In support of her argument, plaintiff also points to a decision of the Montana Supreme Court, Sheehy v. Public Employees Retirement Div., 262 Mont 129, 864 P2d 762 (1993). The underlying facts of that case are far afield from this case. That state did not owe its retirees any contractual obligation of tax exemption.

The partial tax rebate, enacted by the 1991 Oregon legislature, expressly conditions the added benefits payable to PERS retirees on the fact that no state tax exemption is available for the regular amount of PERS payments for any year in which the percentage increment is to be added. Or Laws 1991, ch 796, § 12.

The legislation thus signals that the sliding-scale, percentage increment is not granted out of legislative largess *238or a kindly concern about inflationary effects and increases in cost of living for those on fixed incomes. The legislature’s motivation in 1991 — its intent by enacting chapter 796 — is the same as that which originally created the tax exempt status for PERS retirement benefits as a term of the public employment contract in Oregon, namely, to save and maximize the use of taxpayer dollars. Originally, the tax exemption for PERS benefits permitted paying a lesser total dollar amount of retirement benefits which in turn required fewer governmental tax dollars to fund. Tax free treatment also saved the cost of churning the same governmental dollars through an additional state agency, or through the same agency a second time. The failure to grant tax free treatment to federal retirement benefits, and Davis, ended that economy. The 1991 legislation continues to indicate a preference for the cost-saving exemption and thus only adds the percentage increment to retirement benefits in years in which the tax exemption is not in force.2

But in years where there is no exemption for PERS payments accruing before 1991, the state and local governments are not living up to their statutory contracts and are obligated to repay to PERS retirees the value of the governmental promise which has been unconstitutionally removed from their pre-1991 employment contracts. The significance of conditioning the additional payment on absence of a state tax exemption is compounded by the relevant statements of the executive-branch revenue agency that is the defendant in this case. Defendant’s stated posture indicates its assumption or belief that the legislature was increasing retirement payments, in years where PERS payments are not exempt, to partially3 off-set the added taxes to be paid by PERS retirees.

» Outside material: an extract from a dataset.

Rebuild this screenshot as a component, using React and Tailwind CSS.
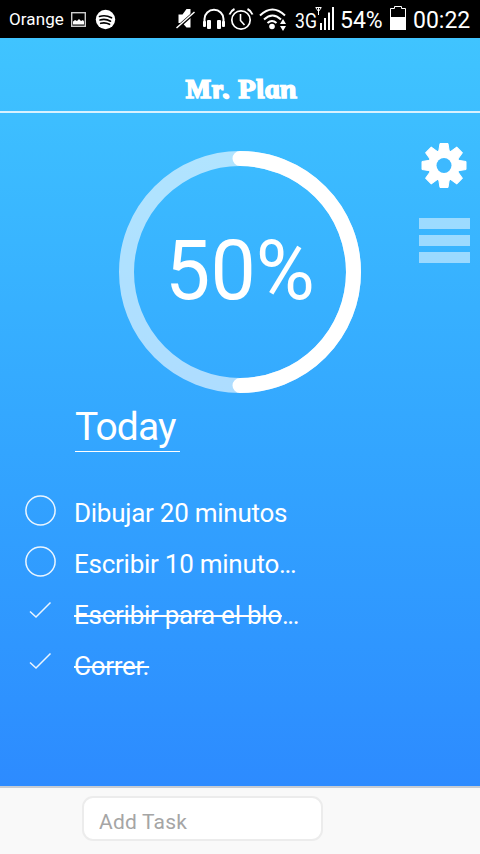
const TASKS = [
  { text: 'Dibujar 20 minutos', suffix: '', done: false },
  { text: 'Escribir 10 minuto', suffix: '...', done: false },
  { text: 'Escribir para el blo', suffix: '...', done: true },
  { text: 'Correr.', suffix: '', done: true },
];

function StatusIcons() {
  return (
    <svg width="112" height="38" viewBox="175 0 112 38" fill="none" stroke="#fff" className="shrink-0">
      {/* muted speaker */}
      <path d="M178.500 14.500h4l4-5.500h4v18.500h-4l-4-4.500h-4z" fill="#fff" stroke="none" />
      <path d="M176.500 28.500L195 12" stroke="#000" strokeWidth="3.400" />
      <path d="M176.500 28L194.500 12" strokeWidth="1.500" />
      {/* headphones */}
      <path d="M204.500 24v-5a9.300 9 0 0 1 19 0v5" strokeWidth="2" />
      <rect x="203" y="21" width="3" height="6" rx="1" fill="#fff" stroke="none" />
      <rect x="222" y="21" width="3" height="6" rx="1" fill="#fff" stroke="none" />
      <rect x="207" y="20" width="4" height="9" rx="1" fill="#fff" stroke="none" />
      <rect x="217" y="20" width="4" height="9" rx="1" fill="#fff" stroke="none" />
      {/* alarm */}
      <circle cx="241" cy="20" r="9.200" strokeWidth="1.700" />
      <path d="M240.500 14v6.500l4 4.500" strokeWidth="1.600" />
      <path d="M229.500 14.500a10 10 0 0 1 5-5.500M252.500 14.500a10 10 0 0 0-5-5.500" strokeWidth="2" />
      {/* wifi */}
      <path d="M260 15.500q12.500-12 25 0M264 19.500q8.500-8 17 0M267.500 23q4.500-4 9 0" strokeWidth="2" />
      <circle cx="272" cy="26.500" r="2.800" fill="#fff" stroke="none" />
      <path d="M280 24l3-5 3 5zM280 26h6l-3 5z" fill="#fff" stroke="none" />
    </svg>
  );
}

function StatusBar() {
  return (
    <header className="flex h-[38px] items-center bg-black pl-[9px] text-white">
      <span className="w-[62px] text-[17px] leading-[38px] tracking-[0.1px]">Orange</span>
      <svg width="45" height="38" viewBox="71 0 45 38" className="shrink-0">
        <rect x="71.700" y="12.700" width="13.600" height="13.600" fill="none" stroke="#ccc" strokeWidth="1.400" />
        <path d="M73 24.500v-3l2-1.500 2 1 2-2 2 2 2-1 1 1.500v3z" fill="#fff" />
        <circle cx="105.500" cy="19.500" r="9.700" fill="#fff" />
        <path d="M99.500 16.500q6-2 12 1.300M100 20q5.500-1.600 10.500 1.200M100.700 23.300q4.500-1.300 8.800 1" fill="none" stroke="#000" strokeWidth="1.700" strokeLinecap="round" />
      </svg>
      <div className="ml-[59px]">
        <StatusIcons />
      </div>
      <span className="ml-2 w-[14px] origin-left scale-x-[0.84] pt-[4px] text-[21px] leading-[38px] whitespace-nowrap">3G</span>
      <svg width="27" height="38" viewBox="309 0 27 38" fill="#fff" className="shrink-0">
        <path d="M315.500 7.500h6M316 8l2.500 3.500 2.500-3.500M318.500 8v7" fill="none" stroke="#fff" />
        <path d="M320 23h2v7h-2zM324 18h2v12h-2zM328 12.500h2v17.500h-2zM332 7h2v23h-2z" />
      </svg>
      <span className="ml-[4px] w-[50px] pt-[3px] text-[23px] leading-[40px]">54%</span>
      <svg width="16" height="38" viewBox="390 0 16 38" className="shrink-0">
        <path d="M390.500 29.500v-21h4v-2h7v2h4v21z" fill="none" stroke="#fff" />
        <path d="M390 17h16v13h-16z" fill="#fff" />
      </svg>
      <span className="ml-[7px] pt-[3px] text-[23px] leading-[40px]">00:22</span>
    </header>
  );
}

function ProgressRing({ percent }) {
  return (
    <div className="grid h-[242px] w-[242px] place-items-center">
      <svg viewBox="0 0 242 242" fill="none" stroke="#fff" strokeWidth="15" className="col-start-1 row-start-1 h-full w-full">
        <circle cx="121" cy="121" r="113.500" strokeOpacity=".6" />
        <circle
          cx="121"
          cy="121"
          r="113.500"
          pathLength="100"
          strokeDasharray={`${percent} 100`}
          strokeLinecap="round"
          transform="rotate(-90 121 121)"
        />
      </svg>
      <span className="col-start-1 row-start-1 scale-x-[0.96] pb-[2px] text-[84px] leading-none">{percent}%</span>
    </div>
  );
}

function Task({ text, suffix, done }) {
  return (
    <li className="flex h-[51px] items-start">
      <svg width="32" height="32" viewBox="0.500 0.500 32 32" fill="none" stroke="#fff" strokeWidth="1.500" strokeOpacity=".9" className="shrink-0">
        {done ? <path d="M5.500 15l6 5.500L26 6" /> : <circle cx="16" cy="16" r="14.600" />}
      </svg>
      <span className="ml-[17px] text-[26px] leading-[36px] tracking-[-0.26px] whitespace-nowrap">
        <span className={done ? 'line-through decoration-[1.500px]' : ''}>{text}</span>
        <span className="tracking-[-1.400px]">{suffix}</span>
      </span>
    </li>
  );
}

export default function App() {
  return (
    <div className="flex h-[854px] w-[480px] flex-col overflow-hidden font-['Roboto',sans-serif]">
      <StatusBar />
      <main className="flex-1 bg-linear-to-b from-[#40c4ff] to-[#2d8bff] text-white">
        <h1 className="flex h-[75px] items-end justify-center border-b-2 border-white/80 pb-[6px] font-['Liberation_Serif',serif] text-[27px] leading-[32px] font-bold italic">
          <span className="ml-px scale-x-[1.1] skew-x-[11deg] tracking-[0.3px] [-webkit-text-stroke:1.500px_white]">Mr. Plan</span>
        </h1>
        <div className="flex pt-[38px] pl-[119px]">
          <ProgressRing percent={50} />
          <nav className="-mt-[10px] ml-[58px] flex flex-col items-center">
            <svg width="48" height="48" viewBox="-23 -24.500 48 48">
              <g fill="#fff" stroke="#fff" strokeLinejoin="round">
                {[0, 45, 90, 135].map((angle) => (
                  <path key={angle} d="M-4-22h8l1.200 7.500v29l-1.200 7.500h-8l-1.200-7.500v-29z" transform={`rotate(${angle})`} />
                ))}
                <circle r="15.500" />
              </g>
              <circle r="7.500" fill="#3db9ff" />
            </svg>
            <div className="mt-[29px] flex flex-col gap-[6px]">
              <span className="h-[11px] w-[51px] bg-white/50" />
              <span className="h-[11px] w-[51px] bg-white/50" />
              <span className="h-[11px] w-[51px] bg-white/50" />
            </div>
          </nav>
        </div>
        <h2 className="mt-[9px] ml-[75px] h-[50px] w-[105px] border-b-[1.500px] border-white text-[39px] leading-[50px] tracking-[-0.9px]">Today</h2>
        <ul className="mt-[43px] ml-[25px]">
          {TASKS.map((task) => (
            <Task key={task.text} {...task} />
          ))}
        </ul>
      </main>
      <footer className="flex h-[68px] border-t-2 border-[#c5ccd4] bg-[#f9f9f9] pt-[8px] pl-[82px]">
        <input
          placeholder="Add Task"
          className="h-[45px] w-[241px] rounded-[11px] border-2 border-[#ececec] bg-white px-[15px] pt-[6px] text-[21px] tracking-[0.2px] placeholder:text-[#a5a5a5]"
        />
      </footer>
    </div>
  );
}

No such off-set is provided federal retirees. The majority opinion justifies this disparity by pointing out that the obligation of the state and local government contract that promises to exempt pre-1991 PERS benefits from taxes is not *239an obligation owed to federal retirees. Although that is correct, the national law also requires equal or parallel tax immunity for retired federal employees. That also is a legal obligation of the state and its local governments.

The 1991 legislative repeal of the prior tax exemption, coupled with legislation mandating a government-paid partial offset as to state and local retirees, fails to fulfill the latter legal obligation, especially where a course of action that clearly fulfills that obligation is so readily available.4 The Supreme Court of the United States, whose jurisdiction includes enforcing the legal obligations owed by the states in the area of intergovernmental tax immunity, has not been impressed by state explanations of why those obligations do not apply in similar settings to federal employees. Davis v. Michigan Dept. of Treasury; Harper v. Virginia Dept. of Taxation. I would hold that the state legislation attacked today cannot, in the circumstances of this case, fulfill either obligation. Tax exemption per the original obligation of contract can do so, but not this half-a-loaf to half-the-people approach.

In Hughes v. State of Oregon, 314 Or 1, 838 P2d 1018 (1992), I pointed out that the state must honor its obligation to preserve tax exemption for PERS retirement benefits accrued before 1991.1 explained:

“The promise was embodied in statute. The statute proclaimed: ‘The right of a [PERS member] to a pension* * * shall be exempt from* * * alístate, county and municipal taxes heretofore or hereafter imposed.’ ORS 237.201 (1989). The trust funds out of which the pension will be paid amounted to $12.5 billion in mid-1991. These trust funds are also covered by the promise of tax exemption by the language in ORS 237.201 extending the promise to cover ‘the money in the various funds created by ORS 237.271 and 237.281.’ ” (Fadeley, J., concurring in part and dissenting in part.) 314 Or at 37.

Restrictions on government acts that impair the obligations of contracts have existed as a constitutional guarantee — and a protection of those who contract with government — since the birth of our federal nation.

See also United States Trust Co. v. New Jersey, 431 US 1, 97 S Ct 1505, 52 L Ed 2d 92 (1977) (a seven member decision applying Article I, section 10, clause (1), of the United States Constitution, to invalidate state legislation that repealed a “covenant” previously enacted by statute promising that all of certain revenues would be pledged as security for bonds to be sold, the repeal coming after that promise was accepted by purchase of the bonds).

The extra retirement benefit, funded by added governmental dollars is a “tax expenditure” in fiscal parlance, very similar to a direct tax credit or refund granted by law. The effect on the mathematical balance of the state budget, as to state retirees, is the same.

See Hughes, 314 Or at 40-41.

I refer to the option of exempting both state and federal retirement payments accrued before 1991.